I’m all for arguing against false teachings or false spirituality, but what these men at Remonstrans are doing goes too far and is unbecoming of a Christian. Under the Christian worldview we wage war against ideals and not people, though sometimes we must wage it against the people as well in order to save those who they lead astray. But even when we go against the person, we show how what the person is saying is wrong; we don’t attack the personal problems of the person, especially if the person can’t help it. What Mike is going through is not something that is under his control; he deserves our prayers, our empathy, and our support, not our vitriol and insults.
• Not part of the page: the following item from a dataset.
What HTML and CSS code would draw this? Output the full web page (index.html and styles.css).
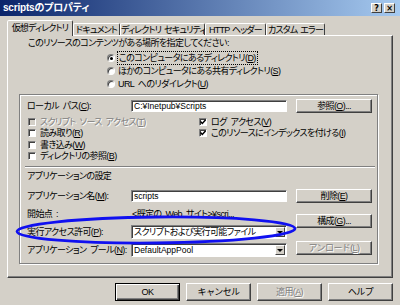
FILE: index.html
```html
<!DOCTYPE html>
<html lang="ja">
<head>
  <meta charset="UTF-8">
  <title>scriptsのプロパティ</title>
  <link rel="stylesheet" href="styles.css">
</head>
<body>

<!-- Title bar -->
<div class="titlebar">
  <span class="title">scriptsのプロパティ</span>
  <div class="caption-btns">
    <span class="cap-btn">?</span>
    <span class="cap-btn">×</span>
  </div>
</div>

<!-- Tabs -->
<div class="tabs">
  <div class="tab active">仮想ディレクトリ</div>
  <div class="tab">ドキュメント</div>
  <div class="tab">ディレクトリ セキュリティ</div>
  <div class="tab">HTTP ヘッダー</div>
  <div class="tab">カスタム エラー</div>
</div>

<div class="panel">
  <div class="intro">このリソースのコンテンツがある場所を指定してください:</div>
  <div class="radios">
    <div class="radio-row"><span class="radio checked"></span><span class="focus">このコンピュータにあるディレクトリ(<u>D</u>)</span></div>
    <div class="radio-row"><span class="radio"></span><span>ほかのコンピュータにある共有ディレクトリ(<u>S</u>)</span></div>
    <div class="radio-row"><span class="radio"></span><span>URL へのリダイレクト(<u>U</u>)</span></div>
  </div>

  <div class="group">
    <div class="path-row">
      <span class="label">ローカル パス(<u>C</u>):</span>
      <div class="textbox">C:¥Inetpub¥Scripts</div>
      <button class="btn">参照(<u>O</u>)...</button>
    </div>

    <div class="checks">
      <div class="check-col">
        <div class="check-row disabled"><span class="checkbox"></span>スクリプト ソース アクセス(<u>T</u>)</div>
        <div class="check-row"><span class="checkbox"></span>読み取り(<u>R</u>)</div>
        <div class="check-row"><span class="checkbox"></span>書き込み(<u>W</u>)</div>
        <div class="check-row"><span class="checkbox"></span>ディレクトリの参照(<u>B</u>)</div>
      </div>
      <div class="check-col">
        <div class="check-row"><span class="checkbox checked"><svg width="6" height="6" viewBox="0 0 6 6"><path d="M0.5 2.5 L2.3 4.5 L5.6 0.8" fill="none" stroke="#000" stroke-width="1.4"/></svg></span>ログ アクセス(<u>V</u>)</div>
        <div class="check-row"><span class="checkbox checked"><svg width="6" height="6" viewBox="0 0 6 6"><path d="M0.5 2.5 L2.3 4.5 L5.6 0.8" fill="none" stroke="#000" stroke-width="1.4"/></svg></span>このリソースにインデックスを付ける(<u>I</u>)</div>
      </div>
    </div>

    <div class="separator"></div>
    <div class="section-title">アプリケーションの設定</div>

    <div class="app-settings">
      <div class="app-fields">
        <span class="label">アプリケーション名(<u>M</u>):</span>
        <div class="textbox">scripts</div>
        <span class="label">開始点 :</span>
        <span class="value">&lt;既定の Web サイト&gt;¥scri...</span>
        <span class="label">実行アクセス許可(<u>P</u>):</span>
        <div class="select"><span class="select-text jp">スクリプトおよび実行可能ファイル</span><span class="arrow"></span></div>
        <span class="label">アプリケーション プール(<u>N</u>):</span>
        <div class="select"><span class="select-text">DefaultAppPool</span><span class="arrow"></span></div>
      </div>
      <div class="app-buttons">
        <button class="btn">削除(<u>E</u>)</button>
        <button class="btn">構成(<u>G</u>)...</button>
        <button class="btn" disabled>アンロード(<u>L</u>)</button>
      </div>
    </div>
  </div>
</div>

<!-- Dialog buttons -->
<div class="footer">
  <button class="btn default">OK</button>
  <button class="btn">キャンセル</button>
  <button class="btn" disabled>適用(<u>A</u>)</button>
  <button class="btn">ヘルプ</button>
</div>

<!-- Hand-drawn highlight -->
<svg class="annotation" width="400" height="305" viewBox="0 0 400 305">
  <ellipse cx="156" cy="230" rx="139" ry="13" fill="none" stroke="#1010f0" stroke-width="2.8" transform="rotate(-0.6 156 230)"/>
</svg>

</body>
</html>
```

FILE: styles.css
```css
* {
  box-sizing: border-box;
}

body {
  margin: 0;
  width: 400px;
  height: 305px;
  overflow: hidden;
  position: relative;
  background-color: #d4d0c8;
  font-family: "Liberation Sans", "Noto Sans CJK JP", sans-serif;
  font-size: 9px;
  line-height: 12px;
  letter-spacing: -0.6px;
  word-spacing: 2px;
  font-feature-settings: "palt";
  color: #000;
}

u {
  text-decoration: underline;
  text-underline-offset: 1px;
}

/* title bar */
.titlebar {
  height: 16px;
  display: flex;
  align-items: center;
  justify-content: space-between;
  padding: 0 5px 0 3px;
  background: linear-gradient(to right, #0a246a, #a6caf0);
}

.title {
  color: #fff;
  font-weight: bold;
  font-size: 10px;
  letter-spacing: -0.2px;
}

.caption-btns {
  display: flex;
  gap: 2px;
}

.cap-btn {
  width: 11px;
  height: 10px;
  display: flex;
  align-items: center;
  justify-content: center;
  background-color: #d4d0c8;
  border: 1px solid;
  border-color: #fff #404040 #404040 #fff;
  font: bold 8px "DejaVu Sans", sans-serif;
  letter-spacing: 0;
}

/* tabs */
.tabs {
  display: flex;
  align-items: flex-end;
  height: 19px;
  padding-left: 7px;
  position: relative;
  z-index: 1;
}

.tab {
  height: 12px;
  text-align: center;
  white-space: nowrap;
  letter-spacing: -0.8px;
  word-spacing: 1px;
  border: 1px solid;
  border-bottom: none;
  border-color: #fff #404040 transparent #fff;
  border-radius: 2px 2px 0 0;
}

.tab:nth-child(1) { width: 66px; }
.tab:nth-child(2) { width: 47px; }
.tab:nth-child(3) { width: 85px; }
.tab:nth-child(4) { width: 61px; }
.tab:nth-child(5) { width: 59px; }

.tab.active {
  height: 16px;
  padding-top: 1px;
  margin-bottom: -1px;
  background-color: #d4d0c8;
}

/* tab page */
.panel {
  height: 243px;
  margin: 0 7px;
  padding: 1px 14px 0 11px;
  border: 1px solid;
  border-color: #fff #404040 #404040 #fff;
  box-shadow: inset -1px -1px #808080;
}

.intro {
  margin-left: 9px;
}

.radios {
  margin-top: 2px;
  padding-left: 88px;
}

.radio-row {
  height: 13px;
  display: flex;
  align-items: center;
  white-space: nowrap;
}

.radio {
  width: 8px;
  height: 8px;
  margin-right: 3px;
  border-radius: 50%;
  background-color: #fff;
  border: 1px solid;
  border-color: #808080 #fff #fff #808080;
  box-shadow: inset 1px 1px #404040;
  position: relative;
}

.radio.checked::after {
  content: "";
  position: absolute;
  left: 2px;
  top: 2px;
  width: 3px;
  height: 3px;
  border-radius: 50%;
  background-color: #000;
}

.focus {
  outline: 1px dotted #000;
  outline-offset: 0;
  padding: 0 1px;
}

/* group box */
.group {
  height: 170px;
  margin-top: 4px;
  padding: 4px 5px 0 7px;
  border: 1px solid #808080;
  box-shadow: inset 1px 1px #fff, 1px 1px #fff;
}

.path-row {
  display: grid;
  grid-template-columns: 104px 156px 1fr;
  align-items: center;
  height: 14px;
}

.path-row .btn {
  margin-left: 9px;
}

.label {
  white-space: nowrap;
}

.textbox,
.select {
  height: 12px;
  display: flex;
  align-items: center;
  padding-left: 2px;
  background-color: #fff;
  border: 1px solid;
  border-color: #808080 #fff #fff #808080;
  box-shadow: inset 1px 1px #404040;
  font-size: 8.5px;
  letter-spacing: 0;
  word-spacing: 0;
  white-space: nowrap;
  overflow: hidden;
}

.select {
  height: 14px;
  justify-content: space-between;
  padding-right: 1px;
}

.select-text.jp {
  font-size: 9px;
  letter-spacing: -0.6px;
}

.arrow {
  width: 10px;
  height: 10px;
  display: flex;
  align-items: center;
  justify-content: center;
  background-color: #d4d0c8;
  border: 1px solid;
  border-color: #fff #404040 #404040 #fff;
}

.arrow::after {
  content: "";
  border-left: 3px solid transparent;
  border-right: 3px solid transparent;
  border-top: 3px solid #000;
}

.btn {
  height: 14px;
  padding: 0;
  font-family: inherit;
  font-size: 9px;
  line-height: 12px;
  letter-spacing: -0.6px;
  color: #000;
  background-color: #d4d0c8;
  border: 1px solid;
  border-color: #fff #404040 #404040 #fff;
  box-shadow: inset -1px -1px #808080;
  white-space: nowrap;
}

.btn:disabled {
  color: #808080;
  text-shadow: 1px 1px #fff;
}

/* checkboxes */
.checks {
  display: grid;
  grid-template-columns: 172px 1fr;
  margin-top: 3px;
}

.check-row {
  height: 11.5px;
  display: flex;
  align-items: center;
  white-space: nowrap;
}

.checkbox {
  width: 8px;
  height: 8px;
  margin: 0 4px 0 1px;
  display: flex;
  align-items: center;
  justify-content: center;
  background-color: #fff;
  border: 1px solid;
  border-color: #808080 #fff #fff #808080;
  box-shadow: inset 1px 1px #404040;
}

.check-col:last-child .checkbox {
  margin-left: 0;
}

.check-row.disabled {
  color: #808080;
  text-shadow: 1px 1px #fff;
}

.check-row.disabled .checkbox {
  background-color: #d4d0c8;
}

.separator {
  height: 2px;
  margin: 4px -3px 0 -2px;
  border-top: 1px solid #808080;
  border-bottom: 1px solid #fff;
}

.section-title {
  margin-top: 2px;
}

/* application settings */
.app-settings {
  display: flex;
  margin-top: 7px;
}

.app-fields {
  display: grid;
  grid-template-columns: 104px 156px;
  grid-template-rows: repeat(4, 14px);
  row-gap: 4px;
  align-items: center;
}

.value {
  white-space: nowrap;
  padding-left: 1px;
}

.app-buttons {
  width: 76px;
  margin-left: 9px;
  display: flex;
  flex-direction: column;
}

.app-buttons .btn:nth-child(2) { margin-top: 11px; }
.app-buttons .btn:nth-child(3) { margin-top: 13px; }

/* dialog buttons */
.footer {
  display: flex;
  justify-content: flex-end;
  gap: 6px;
  margin-top: 5px;
  padding-right: 7px;
}

.footer .btn {
  width: 65px;
  height: 18px;
}

.footer .btn.default {
  border: 1px solid #000;
  box-shadow: inset 1px 1px #fff, inset -1px -1px #404040, inset -2px -2px #808080;
}

.annotation {
  position: absolute;
  left: 0;
  top: 0;
  pointer-events: none;
}
```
Jesus commanded us in Matthew 5:44 to love our enemies and pray for those who persecute us. But what does it mean to love our enemies? We look to the two greatest commandments, to love God with our entire being and to love our neighbors as ourselves. I know that for me if something happened to me beyond my control, anyone mocking me for it would simply add insult to injury, thus I see no reason to mock others when it happens to them. In loving God we love others. This does not mean that we go, “Oh, well that’s fine if you believe that.” Sometimes love is tough and requires us to tell people bluntly that they’re wrong; but insulting a person over psychological issues that the person cannot control has nothing to do with arguing on the person’s beliefs.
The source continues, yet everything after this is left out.